St. Petersburg Times – Feb 3, 1969
One of the problems you run into if you play bridge too well is that the opponents sometimes suspect you of peeking at their cards. You can clear yourself if they speak up, but what can you do if they just frown and find other people to play against?
When today’s hand was dealt some years ago in a rubber bridge game in New York, South won the first trick with the ace of clubs, drew three rounds of trumps and cashed the king of hearts. So far, so-so.
Nothing unusual bad happened, on the next trick South led the deuce of hearts, and West followed with the nine. South thought for a moment and then tried a finesse with dummy’s ten of hearts. East discarded a low club, and West clutched convulsively at his cards, practically burying them in his chest. It was easy to see that West suspected the worst of declarer.

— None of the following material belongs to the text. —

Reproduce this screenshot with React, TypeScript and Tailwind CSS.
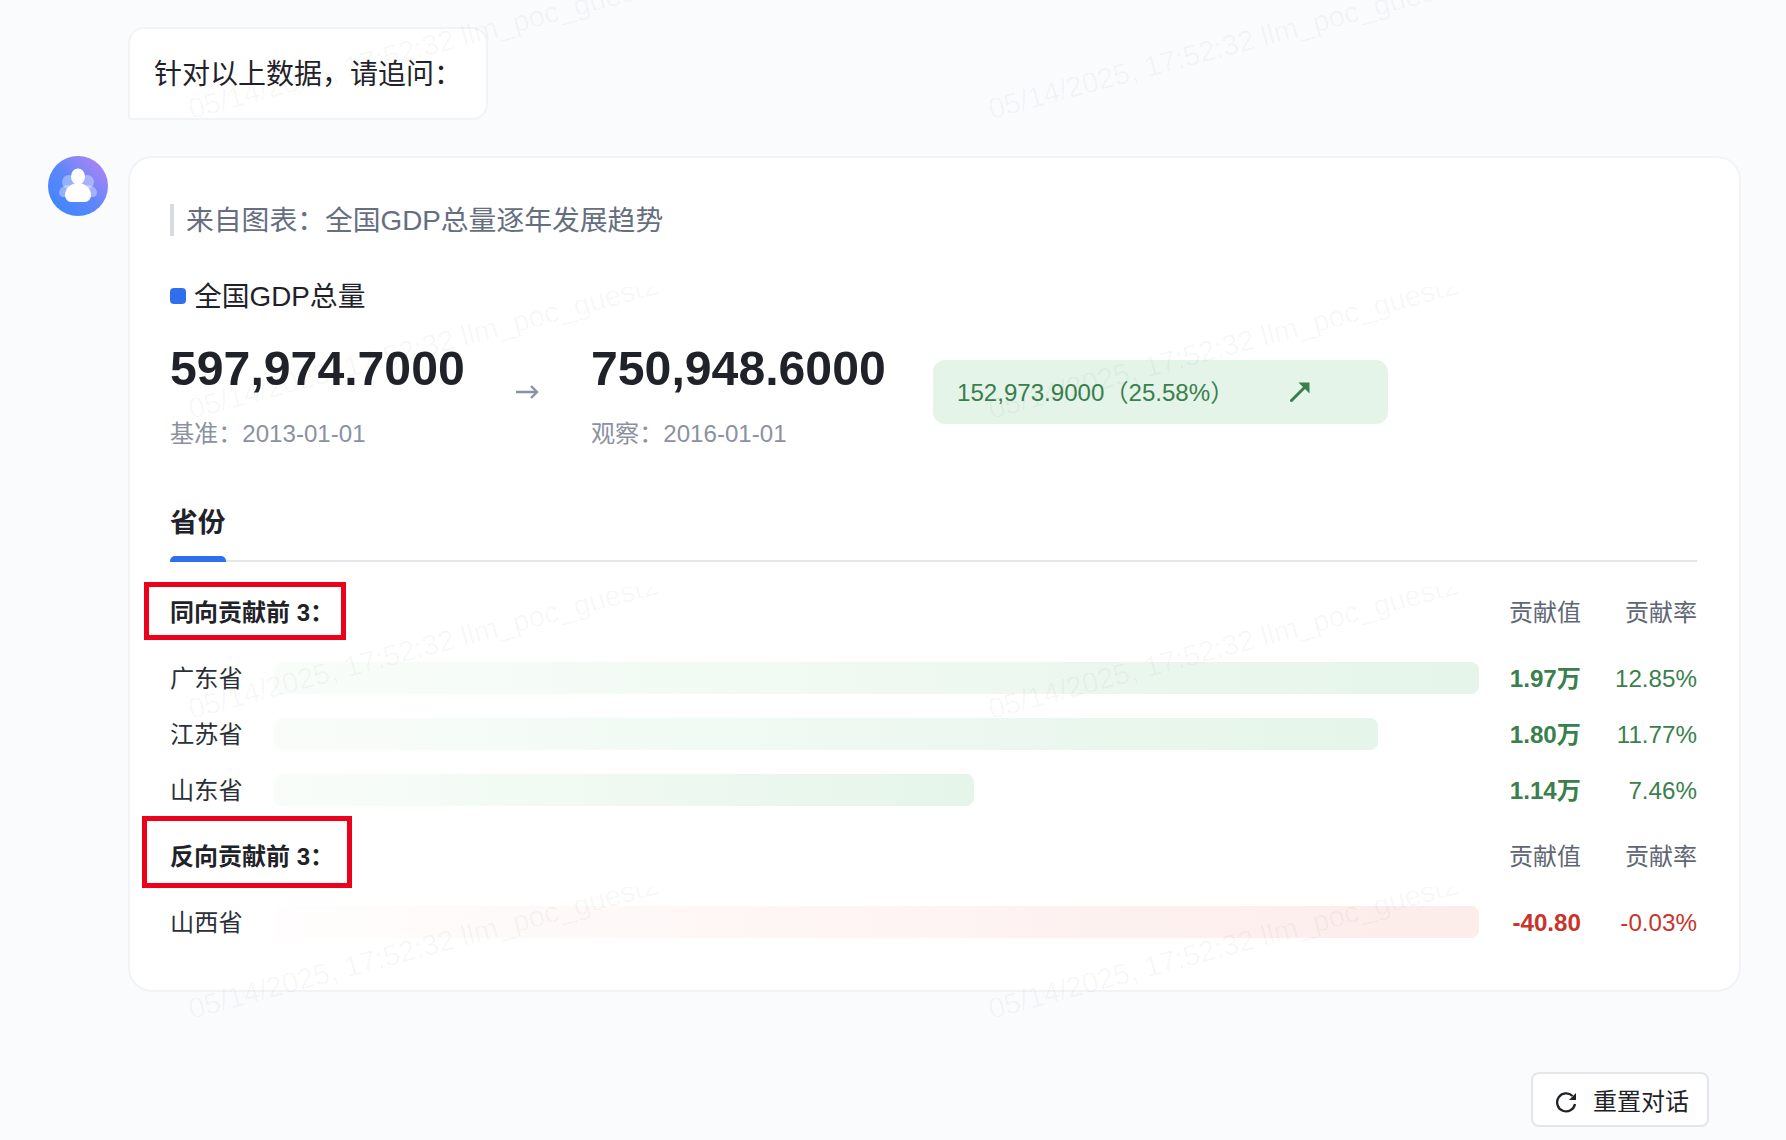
const font = "font-['Liberation_Sans','Noto_Sans_CJK_SC',sans-serif]";

const watermarkTiles = Array.from({ length: 12 }, (_, i) => i);

interface RowData {
  name: string;
  barWidth: string;
  value: string;
  rate: string;
}

const positive: RowData[] = [
  { name: '广东省', barWidth: 'w-full', value: '1.97万', rate: '12.85%' },
  { name: '江苏省', barWidth: 'w-[91.6%]', value: '1.80万', rate: '11.77%' },
  { name: '山东省', barWidth: 'w-[58.1%]', value: '1.14万', rate: '7.46%' },
];

const negative: RowData[] = [{ name: '山西省', barWidth: 'w-full', value: '-40.80', rate: '-0.03%' }];

function Watermark() {
  return (
    <div className="pointer-events-none absolute -left-[140px] -top-[13px] z-10 grid w-[2400px] grid-cols-3">
      {watermarkTiles.map((i) => (
        <div key={i} className="relative h-[300px] w-[800px] overflow-hidden">
          <span className="absolute left-[333px] top-[106px] origin-bottom-left -rotate-[15deg] whitespace-nowrap text-[29px] leading-[32px] text-black/[0.035]">
            05/14/2025, 17:52:32 llm_poc_guest2000
          </span>
        </div>
      ))}
    </div>
  );
}

function Avatar() {
  return (
    <div className="h-[60px] w-[60px] flex-none rounded-full bg-linear-to-tr from-[#2f86ff] via-[#5f86fb] to-[#bb82f3]">
      <svg width="60" height="60" viewBox="0 0 60 60">
        <g fill="#fff" fillOpacity="0.36">
          <circle cx="21" cy="26" r="7" />
          <circle cx="39" cy="26" r="7" />
          <path d="M11 37c0-5 5-8 10-8v12h-6c-2 0-4-2-4-4z" />
          <path d="M49 37c0-5-5-8-10-8v12h6c2 0 4-2 4-4z" />
        </g>
        <ellipse cx="30" cy="20.5" rx="7" ry="8" fill="#fff" />
        <path d="M17 39c0-7 6-12 13-12s13 5 13 12c0 4-3 7-6 7H23c-3 0-6-3-6-7z" fill="#fff" />
      </svg>
    </div>
  );
}

function SectionHead({ title, box }: { title: string; box: string }) {
  return (
    <div className="mt-[34px] flex h-[32px] items-center whitespace-nowrap text-[24px] leading-[32px]">
      <div className="relative flex-1 pt-[2px] font-semibold text-[#1f2329]">
        {title}
        <div className={`absolute border-[5px] border-[#ec001a] ${box}`} />
      </div>
      <div className="w-[72px] pt-[2px] text-right text-[#5f6675]">贡献值</div>
      <div className="ml-[44px] w-[72px] pt-[2px] text-right text-[#5f6675]">贡献率</div>
    </div>
  );
}

function BarRow({ row, negativeRow, first }: { row: RowData; negativeRow?: boolean; first?: boolean }) {
  const tone = negativeRow ? 'text-[#c8342b]' : 'text-[#3a7f4d]';
  const bar = negativeRow ? 'from-[#fffdfd] to-[#fcecea]' : 'from-[#f9fdfa] to-[#e5f5e9]';
  return (
    <div className={`flex h-[32px] items-center text-[24.2px] leading-[32px] ${first ? 'mt-[34px]' : 'mt-[24px]'}`}>
      <div className="w-[104px] flex-none pt-[2px] text-[#2b2f36]">{row.name}</div>
      <div className="w-[1205px] flex-none">
        <div className={`h-[32px] rounded-[8px] bg-linear-to-r ${bar} ${row.barWidth}`} />
      </div>
      <div className={`w-[102px] flex-none pt-[2px] text-right font-bold ${tone}`}>{row.value}</div>
      <div className={`w-[116px] flex-none pt-[2px] text-right ${tone}`}>{row.rate}</div>
    </div>
  );
}

export default function App() {
  return (
    <div className={`relative flex h-[1140px] w-full flex-col overflow-hidden bg-[#fafbfd] pt-[27px] ${font}`}>
      <div className="ml-[128px] flex h-[93px] w-[360px] items-center rounded-[16px] rounded-bl-[3px] border-2 border-[#f2f3f7] bg-white pl-[24px] pt-[2px] text-[28px] text-[#1f2329]">
        针对以上数据，请追问：
      </div>

      <div className="ml-[48px] mt-[36px] flex gap-[20px]">
        <Avatar />
        <div className="w-[1613px] rounded-[24px] border-2 border-[#f2f3f7] bg-white pb-[52px] pl-[40px] pr-[42px] pt-[46px]">
          <div className="h-[32px] border-l-[4px] border-[#d8dbe4] pl-[12px] text-[27.8px] leading-[34px] text-[#666e80]">
            来自图表：全国GDP总量逐年发展趋势
          </div>

          <div className="mt-[44px] flex h-[32px] items-center gap-[8px] text-[27.8px] leading-[32px] text-[#1f2329]">
            <span className="h-[16px] w-[16px] rounded-[4px] bg-[#2f6fed]" />
            <span className="pt-[2px]">全国GDP总量</span>
          </div>

          <div className="mt-[28px] flex items-center">
            <div className="w-[293px] flex-none">
              <div className="h-[56px] whitespace-nowrap text-[48.2px] font-bold leading-[56px] text-[#1f2329]">597,974.7000</div>
              <div className="mt-[21px] h-[32px] whitespace-nowrap text-[24.1px] leading-[34px] text-[#8b91a1]">基准：2013-01-01</div>
            </div>
            <svg className="mb-[5px] ml-[53px] flex-none" width="24" height="14" viewBox="0 0 24 14" fill="none" stroke="#8b92a3" strokeWidth="2.4">
              <path d="M0 7h21M15 1l6 6-6 6" />
            </svg>
            <div className="ml-[51px] w-[293px] flex-none">
              <div className="h-[56px] whitespace-nowrap text-[48.2px] font-bold leading-[56px] text-[#1f2329]">750,948.6000</div>
              <div className="mt-[21px] h-[32px] whitespace-nowrap text-[24.1px] leading-[34px] text-[#8b91a1]">观察：2016-01-01</div>
            </div>
            <div className="mb-[5px] ml-[49px] flex h-[64px] w-[455px] flex-none items-center rounded-[12px] bg-[#e5f4e8] pl-[24px] text-[24.1px] text-[#3a7f4d]">
              <span className="w-[333px] flex-none pt-[2px]">152,973.9000（25.58%）</span>
              <svg width="20" height="20" viewBox="0 0 20 20" fill="#3a7f4d">
                <path d="M1.5 18.5 15 5" stroke="#3a7f4d" strokeWidth="3" strokeLinecap="round" />
                <path d="M8.5.5h11v11z" />
              </svg>
            </div>
          </div>

          <div className="mt-[56px] border-b-2 border-[#e5e6ec]">
            <div className="-mb-[2px] w-[56px] whitespace-nowrap pt-[2px] text-[27.8px] font-semibold leading-[32px] text-[#1f2329]">
              省份
              <div className="mt-[17px] h-[6px] rounded-t-[5px] bg-[#2f6fed]" />
            </div>
          </div>

          <SectionHead title="同向贡献前 3：" box="-left-[26px] -top-[13px] h-[58px] w-[202px]" />
          {positive.map((row, i) => (
            <BarRow key={row.name} row={row} first={i === 0} />
          ))}
          <SectionHead title="反向贡献前 3：" box="-left-[28px] -top-[23px] h-[72px] w-[210px]" />
          {negative.map((row) => (
            <BarRow key={row.name} row={row} negativeRow first />
          ))}
        </div>
      </div>

      <div className="mr-[77px] mt-[80px] flex justify-end">
        <button className="flex h-[55px] w-[178px] items-center gap-[15px] rounded-[8px] border-2 border-[#e4e6ec] bg-white pl-[23px] pt-[5px] text-[24px] text-[#1f2329]">
          <svg width="22" height="22" viewBox="0 0 22 22" fill="none" stroke="#1f2329" strokeWidth="2.3">
            <path d="M19 13A9 9 0 1 1 16.5 5" />
            <path d="M20 2v7h-7z" fill="#1f2329" stroke="none" />
          </svg>
          重置对话
        </button>
      </div>

      <Watermark />
    </div>
  );
}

South had no further problems. He discarded two spades on the ace and queen of hearts and eventually lost one spade trick. We know of c0urse, that South didn’t peek. His peculiar finesse assured the slam regardless of which player held the Jack of hearts.
If West held the jack, as he did, the ten of hearts would win, and South would discard two spades on the ace and queen of hearts.
If East held the jack of hearts, the finesse would lose, but then the suit would break no worse than 4-2. South could eventually discard three spades on the rest of dummy’s hearts. If South had failed to take the heart finesse he might have gone down. Dummy’s hearts would furnish only one discard, and South might lose two spade tricks.